Il y a d'autres éléments moins arthuriens mais qui viennent peut-être de la Prydain de Lloyd Alexander comme une Truie Géante (qui serait une déesse maternelle et qui abrite l'Auberge Itinérante des Sept Péchés, peut-être aussi une allusion à Henwen, la Truie mythique dont l'enfant félin tua Arthur dans certaines versions apocryphes). Je soupçonne quand même dans les clins d'oeil de Suzuki une érudition assez vaste et éclectique. 

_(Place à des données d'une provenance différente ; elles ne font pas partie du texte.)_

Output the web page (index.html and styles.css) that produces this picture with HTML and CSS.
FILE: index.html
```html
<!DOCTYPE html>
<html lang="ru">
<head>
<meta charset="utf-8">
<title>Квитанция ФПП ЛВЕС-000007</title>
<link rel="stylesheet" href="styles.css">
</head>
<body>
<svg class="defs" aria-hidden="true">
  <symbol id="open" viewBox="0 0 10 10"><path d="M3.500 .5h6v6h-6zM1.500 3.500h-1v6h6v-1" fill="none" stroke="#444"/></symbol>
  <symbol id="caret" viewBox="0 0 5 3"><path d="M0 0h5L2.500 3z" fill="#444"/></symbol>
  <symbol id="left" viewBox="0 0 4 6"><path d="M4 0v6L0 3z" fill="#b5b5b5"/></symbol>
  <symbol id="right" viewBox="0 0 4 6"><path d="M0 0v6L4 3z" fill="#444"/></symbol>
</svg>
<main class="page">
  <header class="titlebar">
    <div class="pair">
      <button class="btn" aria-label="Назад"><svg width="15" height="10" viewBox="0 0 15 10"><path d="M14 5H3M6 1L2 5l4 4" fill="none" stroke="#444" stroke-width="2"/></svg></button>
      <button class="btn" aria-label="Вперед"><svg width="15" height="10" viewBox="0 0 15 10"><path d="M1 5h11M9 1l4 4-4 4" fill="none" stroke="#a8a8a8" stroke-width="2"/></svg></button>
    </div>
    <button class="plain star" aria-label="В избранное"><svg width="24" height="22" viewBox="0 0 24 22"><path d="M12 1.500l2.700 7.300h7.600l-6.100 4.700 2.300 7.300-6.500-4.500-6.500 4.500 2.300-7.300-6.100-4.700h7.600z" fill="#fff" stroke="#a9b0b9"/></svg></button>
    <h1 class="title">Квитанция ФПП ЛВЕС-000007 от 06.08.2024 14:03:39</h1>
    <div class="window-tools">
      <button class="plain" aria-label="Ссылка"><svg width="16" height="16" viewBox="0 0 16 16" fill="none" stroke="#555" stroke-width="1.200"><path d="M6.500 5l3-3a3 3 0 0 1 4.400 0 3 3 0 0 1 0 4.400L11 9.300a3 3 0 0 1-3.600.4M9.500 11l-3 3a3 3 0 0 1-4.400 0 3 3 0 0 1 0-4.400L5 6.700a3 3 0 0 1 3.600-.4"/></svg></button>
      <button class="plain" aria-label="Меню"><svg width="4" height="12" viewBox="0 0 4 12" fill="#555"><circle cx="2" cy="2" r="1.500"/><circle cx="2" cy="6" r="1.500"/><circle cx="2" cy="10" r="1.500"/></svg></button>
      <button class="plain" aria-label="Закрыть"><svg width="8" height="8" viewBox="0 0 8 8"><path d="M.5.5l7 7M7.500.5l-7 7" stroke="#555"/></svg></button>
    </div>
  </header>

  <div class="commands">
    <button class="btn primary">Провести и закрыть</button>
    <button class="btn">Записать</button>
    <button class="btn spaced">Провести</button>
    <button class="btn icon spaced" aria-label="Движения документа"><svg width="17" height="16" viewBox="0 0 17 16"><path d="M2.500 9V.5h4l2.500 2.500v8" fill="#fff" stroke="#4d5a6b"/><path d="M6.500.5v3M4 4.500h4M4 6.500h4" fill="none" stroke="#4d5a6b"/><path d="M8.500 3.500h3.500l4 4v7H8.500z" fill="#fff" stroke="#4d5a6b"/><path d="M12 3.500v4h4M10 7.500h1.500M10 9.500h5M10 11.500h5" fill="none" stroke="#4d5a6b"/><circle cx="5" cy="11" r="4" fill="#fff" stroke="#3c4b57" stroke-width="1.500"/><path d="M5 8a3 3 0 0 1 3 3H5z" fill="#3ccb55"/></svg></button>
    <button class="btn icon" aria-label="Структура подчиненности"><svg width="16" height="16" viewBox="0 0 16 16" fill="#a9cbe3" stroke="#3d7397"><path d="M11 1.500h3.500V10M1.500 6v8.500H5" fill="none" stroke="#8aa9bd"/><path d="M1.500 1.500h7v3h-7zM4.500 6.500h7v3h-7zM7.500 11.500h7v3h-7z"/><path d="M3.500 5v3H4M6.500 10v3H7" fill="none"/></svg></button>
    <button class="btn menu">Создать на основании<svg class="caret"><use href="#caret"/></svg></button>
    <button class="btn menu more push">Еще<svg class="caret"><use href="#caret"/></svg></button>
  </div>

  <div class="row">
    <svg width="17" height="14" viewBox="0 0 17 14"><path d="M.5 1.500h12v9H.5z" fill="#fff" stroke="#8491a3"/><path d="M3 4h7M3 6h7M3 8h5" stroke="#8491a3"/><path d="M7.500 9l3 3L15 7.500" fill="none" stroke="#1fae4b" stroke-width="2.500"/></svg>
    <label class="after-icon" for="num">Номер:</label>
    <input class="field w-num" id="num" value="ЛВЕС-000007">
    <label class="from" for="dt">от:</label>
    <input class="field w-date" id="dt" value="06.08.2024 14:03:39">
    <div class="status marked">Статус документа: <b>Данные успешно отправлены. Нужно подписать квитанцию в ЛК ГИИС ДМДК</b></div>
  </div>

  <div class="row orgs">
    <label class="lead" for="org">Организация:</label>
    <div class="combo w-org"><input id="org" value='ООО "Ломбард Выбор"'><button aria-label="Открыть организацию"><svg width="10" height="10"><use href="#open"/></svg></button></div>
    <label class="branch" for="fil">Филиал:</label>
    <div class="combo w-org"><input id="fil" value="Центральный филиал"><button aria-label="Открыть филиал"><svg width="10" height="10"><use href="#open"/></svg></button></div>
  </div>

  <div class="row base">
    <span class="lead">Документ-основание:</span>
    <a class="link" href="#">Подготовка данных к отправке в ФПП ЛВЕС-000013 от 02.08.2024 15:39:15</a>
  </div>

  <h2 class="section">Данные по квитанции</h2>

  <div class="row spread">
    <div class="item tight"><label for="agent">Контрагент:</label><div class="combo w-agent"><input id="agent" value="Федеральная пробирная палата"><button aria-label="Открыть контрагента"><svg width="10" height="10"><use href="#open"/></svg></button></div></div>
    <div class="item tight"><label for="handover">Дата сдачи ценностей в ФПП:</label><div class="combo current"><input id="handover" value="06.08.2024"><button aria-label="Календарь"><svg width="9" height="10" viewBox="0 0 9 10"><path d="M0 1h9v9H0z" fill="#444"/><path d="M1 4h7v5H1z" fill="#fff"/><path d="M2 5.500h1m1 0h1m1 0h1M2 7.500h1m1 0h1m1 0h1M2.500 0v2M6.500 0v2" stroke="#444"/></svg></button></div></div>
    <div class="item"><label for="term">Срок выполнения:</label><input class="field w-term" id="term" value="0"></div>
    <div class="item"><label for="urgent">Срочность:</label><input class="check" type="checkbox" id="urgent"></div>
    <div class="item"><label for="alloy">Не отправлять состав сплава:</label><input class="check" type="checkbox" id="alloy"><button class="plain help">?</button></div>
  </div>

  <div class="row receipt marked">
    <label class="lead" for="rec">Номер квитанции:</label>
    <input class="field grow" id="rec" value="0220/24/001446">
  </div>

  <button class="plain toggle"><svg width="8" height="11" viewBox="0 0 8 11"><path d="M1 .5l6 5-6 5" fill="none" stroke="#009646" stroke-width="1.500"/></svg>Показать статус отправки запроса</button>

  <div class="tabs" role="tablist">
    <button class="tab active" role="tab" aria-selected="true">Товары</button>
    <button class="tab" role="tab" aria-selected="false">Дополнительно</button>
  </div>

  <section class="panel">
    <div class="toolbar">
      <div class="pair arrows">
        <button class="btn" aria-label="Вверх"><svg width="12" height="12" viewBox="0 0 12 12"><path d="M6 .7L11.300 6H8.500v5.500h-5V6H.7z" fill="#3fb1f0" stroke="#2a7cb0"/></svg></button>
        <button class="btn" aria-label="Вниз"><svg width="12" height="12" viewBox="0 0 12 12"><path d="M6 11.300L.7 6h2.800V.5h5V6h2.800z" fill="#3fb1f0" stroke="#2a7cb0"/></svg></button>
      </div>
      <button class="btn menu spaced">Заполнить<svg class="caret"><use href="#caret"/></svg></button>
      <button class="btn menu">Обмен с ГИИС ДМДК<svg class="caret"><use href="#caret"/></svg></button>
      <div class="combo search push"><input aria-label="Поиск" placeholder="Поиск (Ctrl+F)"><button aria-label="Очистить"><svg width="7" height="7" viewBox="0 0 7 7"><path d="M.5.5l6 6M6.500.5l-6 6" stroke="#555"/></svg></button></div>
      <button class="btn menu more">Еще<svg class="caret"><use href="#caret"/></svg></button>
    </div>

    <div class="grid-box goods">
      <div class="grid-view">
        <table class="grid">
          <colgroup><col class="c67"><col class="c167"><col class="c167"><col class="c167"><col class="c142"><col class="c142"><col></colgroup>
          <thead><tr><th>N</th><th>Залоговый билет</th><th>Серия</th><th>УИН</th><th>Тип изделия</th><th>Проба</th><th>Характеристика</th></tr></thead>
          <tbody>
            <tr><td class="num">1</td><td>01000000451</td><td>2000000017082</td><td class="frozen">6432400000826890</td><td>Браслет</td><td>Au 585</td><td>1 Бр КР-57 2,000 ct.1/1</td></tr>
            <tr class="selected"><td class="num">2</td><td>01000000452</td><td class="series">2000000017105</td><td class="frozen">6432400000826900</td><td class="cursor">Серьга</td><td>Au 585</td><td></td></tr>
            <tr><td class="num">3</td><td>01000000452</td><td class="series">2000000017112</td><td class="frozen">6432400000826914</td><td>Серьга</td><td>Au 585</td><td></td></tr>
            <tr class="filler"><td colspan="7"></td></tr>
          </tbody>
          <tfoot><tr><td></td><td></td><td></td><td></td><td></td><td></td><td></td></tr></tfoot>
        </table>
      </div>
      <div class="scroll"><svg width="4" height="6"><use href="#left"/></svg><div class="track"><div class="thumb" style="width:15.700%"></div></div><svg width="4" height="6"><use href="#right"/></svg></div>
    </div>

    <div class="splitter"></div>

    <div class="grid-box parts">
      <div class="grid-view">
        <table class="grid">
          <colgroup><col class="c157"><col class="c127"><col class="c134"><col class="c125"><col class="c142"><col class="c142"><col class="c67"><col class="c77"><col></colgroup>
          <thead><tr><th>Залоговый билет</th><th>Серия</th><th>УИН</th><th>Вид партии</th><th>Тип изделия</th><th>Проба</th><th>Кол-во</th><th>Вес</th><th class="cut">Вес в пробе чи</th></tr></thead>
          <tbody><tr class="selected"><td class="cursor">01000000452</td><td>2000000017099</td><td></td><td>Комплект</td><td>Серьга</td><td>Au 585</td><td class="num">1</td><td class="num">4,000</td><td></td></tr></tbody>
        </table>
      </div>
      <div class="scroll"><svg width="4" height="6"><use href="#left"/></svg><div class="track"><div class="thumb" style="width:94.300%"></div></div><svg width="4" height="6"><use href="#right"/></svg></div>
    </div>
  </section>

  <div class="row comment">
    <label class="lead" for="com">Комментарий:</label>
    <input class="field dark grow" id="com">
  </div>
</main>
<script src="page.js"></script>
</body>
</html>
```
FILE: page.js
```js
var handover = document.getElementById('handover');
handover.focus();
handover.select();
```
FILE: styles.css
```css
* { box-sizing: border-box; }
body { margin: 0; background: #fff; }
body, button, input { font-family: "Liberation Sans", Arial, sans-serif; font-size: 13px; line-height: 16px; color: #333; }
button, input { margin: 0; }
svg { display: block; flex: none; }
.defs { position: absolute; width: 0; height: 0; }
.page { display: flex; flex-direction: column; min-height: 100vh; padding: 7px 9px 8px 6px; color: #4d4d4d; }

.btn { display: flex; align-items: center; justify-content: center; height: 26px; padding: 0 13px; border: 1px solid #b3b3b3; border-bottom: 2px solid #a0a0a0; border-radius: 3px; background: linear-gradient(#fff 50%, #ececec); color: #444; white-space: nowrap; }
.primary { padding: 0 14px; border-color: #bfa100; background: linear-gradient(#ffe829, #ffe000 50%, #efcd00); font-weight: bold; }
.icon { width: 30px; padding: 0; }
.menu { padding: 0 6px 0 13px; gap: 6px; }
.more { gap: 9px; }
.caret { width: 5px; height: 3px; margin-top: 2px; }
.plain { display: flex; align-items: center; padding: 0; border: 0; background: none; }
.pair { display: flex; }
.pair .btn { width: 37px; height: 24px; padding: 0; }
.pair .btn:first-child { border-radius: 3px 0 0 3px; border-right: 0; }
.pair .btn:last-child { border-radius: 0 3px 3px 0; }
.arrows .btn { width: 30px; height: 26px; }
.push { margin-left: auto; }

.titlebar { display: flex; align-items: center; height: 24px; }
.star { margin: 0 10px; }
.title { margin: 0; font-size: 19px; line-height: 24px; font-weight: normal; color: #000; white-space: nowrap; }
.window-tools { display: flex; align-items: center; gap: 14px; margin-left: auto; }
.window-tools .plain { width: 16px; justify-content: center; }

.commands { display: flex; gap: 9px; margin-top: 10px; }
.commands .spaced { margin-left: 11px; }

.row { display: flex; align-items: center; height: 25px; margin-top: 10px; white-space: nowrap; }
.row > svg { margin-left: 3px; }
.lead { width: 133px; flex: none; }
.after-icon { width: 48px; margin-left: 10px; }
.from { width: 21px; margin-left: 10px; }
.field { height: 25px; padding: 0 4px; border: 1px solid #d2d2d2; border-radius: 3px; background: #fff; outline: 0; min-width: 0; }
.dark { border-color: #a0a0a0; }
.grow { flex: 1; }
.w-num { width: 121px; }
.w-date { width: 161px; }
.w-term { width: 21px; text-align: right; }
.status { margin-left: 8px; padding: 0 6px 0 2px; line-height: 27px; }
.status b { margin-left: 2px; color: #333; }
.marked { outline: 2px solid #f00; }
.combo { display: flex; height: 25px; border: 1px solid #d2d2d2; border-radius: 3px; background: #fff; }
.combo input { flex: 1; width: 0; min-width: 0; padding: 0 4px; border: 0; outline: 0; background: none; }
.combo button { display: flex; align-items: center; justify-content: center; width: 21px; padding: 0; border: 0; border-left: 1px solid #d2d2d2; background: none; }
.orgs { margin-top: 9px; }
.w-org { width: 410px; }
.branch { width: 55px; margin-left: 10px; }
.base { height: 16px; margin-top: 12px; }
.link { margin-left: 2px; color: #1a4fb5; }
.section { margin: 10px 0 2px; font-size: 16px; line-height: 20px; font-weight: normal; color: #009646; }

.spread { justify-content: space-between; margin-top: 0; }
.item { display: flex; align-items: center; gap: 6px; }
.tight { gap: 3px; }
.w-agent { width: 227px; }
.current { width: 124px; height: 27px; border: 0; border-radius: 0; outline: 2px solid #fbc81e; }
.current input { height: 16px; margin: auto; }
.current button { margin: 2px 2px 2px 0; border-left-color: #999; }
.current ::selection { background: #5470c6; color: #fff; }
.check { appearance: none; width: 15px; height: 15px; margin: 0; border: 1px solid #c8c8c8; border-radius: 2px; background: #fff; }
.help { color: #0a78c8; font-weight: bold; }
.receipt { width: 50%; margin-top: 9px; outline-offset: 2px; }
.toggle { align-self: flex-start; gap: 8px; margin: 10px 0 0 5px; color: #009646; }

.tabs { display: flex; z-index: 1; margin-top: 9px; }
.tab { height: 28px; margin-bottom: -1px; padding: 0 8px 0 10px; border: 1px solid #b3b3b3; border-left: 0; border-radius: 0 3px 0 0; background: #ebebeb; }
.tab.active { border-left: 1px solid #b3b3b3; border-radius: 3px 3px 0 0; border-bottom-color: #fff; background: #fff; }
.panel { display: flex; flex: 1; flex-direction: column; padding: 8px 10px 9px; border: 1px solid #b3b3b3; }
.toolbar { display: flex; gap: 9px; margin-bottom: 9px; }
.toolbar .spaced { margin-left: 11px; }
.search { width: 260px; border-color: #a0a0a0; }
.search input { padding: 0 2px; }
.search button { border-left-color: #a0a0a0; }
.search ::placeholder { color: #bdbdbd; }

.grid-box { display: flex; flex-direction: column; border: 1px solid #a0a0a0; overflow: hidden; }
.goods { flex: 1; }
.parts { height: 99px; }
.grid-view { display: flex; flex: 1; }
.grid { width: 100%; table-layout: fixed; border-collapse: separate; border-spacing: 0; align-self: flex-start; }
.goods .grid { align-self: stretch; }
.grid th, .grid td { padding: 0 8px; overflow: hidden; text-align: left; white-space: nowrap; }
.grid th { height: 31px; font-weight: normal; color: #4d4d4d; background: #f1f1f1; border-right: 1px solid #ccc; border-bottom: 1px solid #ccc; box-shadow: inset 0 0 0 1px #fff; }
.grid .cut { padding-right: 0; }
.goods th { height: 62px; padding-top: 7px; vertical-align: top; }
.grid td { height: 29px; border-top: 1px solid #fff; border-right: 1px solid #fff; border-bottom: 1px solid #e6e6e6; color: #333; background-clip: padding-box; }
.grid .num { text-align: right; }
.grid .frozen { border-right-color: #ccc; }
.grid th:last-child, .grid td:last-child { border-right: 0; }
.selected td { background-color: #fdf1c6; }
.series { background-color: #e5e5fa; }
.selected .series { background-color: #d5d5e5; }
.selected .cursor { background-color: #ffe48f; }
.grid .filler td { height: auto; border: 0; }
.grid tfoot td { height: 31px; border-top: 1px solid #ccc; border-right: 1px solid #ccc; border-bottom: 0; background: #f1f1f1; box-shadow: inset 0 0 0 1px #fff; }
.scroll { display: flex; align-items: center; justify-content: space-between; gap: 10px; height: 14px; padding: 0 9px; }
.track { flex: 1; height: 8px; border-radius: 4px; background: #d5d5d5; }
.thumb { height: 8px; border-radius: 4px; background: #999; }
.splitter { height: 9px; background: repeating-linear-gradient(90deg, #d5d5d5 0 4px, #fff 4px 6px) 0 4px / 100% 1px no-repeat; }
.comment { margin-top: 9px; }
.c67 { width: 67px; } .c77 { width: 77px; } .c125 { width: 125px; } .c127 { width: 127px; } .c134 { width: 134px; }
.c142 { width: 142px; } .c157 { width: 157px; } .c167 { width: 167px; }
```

C'est un shonen, ce qui implique donc des combats interminables et des discours répétitifs sur les niveaux respectifs comme des commentaires sportifs faits pour créer un faux suspense ("il est d'une puissance incroyable, encore plus que X, je n'y arriverai jamais... blablabla"). Il y a aussi les signes culturels d'une sexualité japonaise adolescente aux codes si différents des nôtres où le héros et personnage globalement "positif" Meliodas ne cesse de palper, d'objectiver et harceler la Princesse Elizabeth en bas résille, avec une perversité sadique sans supposer son consentement, ou alors de nombreux personnages féminins qui demeurent bloqués à un stade de lolitas comme Elaine ou en un sens la Géante Diane. Je ne veux pas porter de jugement trop rapide, l'érotisation ecchi des mangas (et le fan service) n'est peut-être pas toujours plus malsaine pour les adolescents que le refoulement extrême de la Ligne claire belge catholique ou l'érotisation légèrement plus allusive des anciens comics avant leur évolution vers un medium de nostalgie. Mais il est clair que cela m'empêcherait pour le moment de le montrer à mes jeunes enfants. 

Malgré cela, les nombreuses histoires d'amour sont parfois intéressantes. Pas tellement celle entre Elizabeth et Meliodas (où Elizabeth est trop passive) mais celle entre Ban et Elaine, celle entre Gowther et Nadja (la soeur défunte du Roi de Lyonesse) ou entre Diane et le Roi des Fées (qui s'est enfermé dans une relation impossible en voulant la préserver et qui a créé sans le vouloir le triangle amoureux avec Meliodas).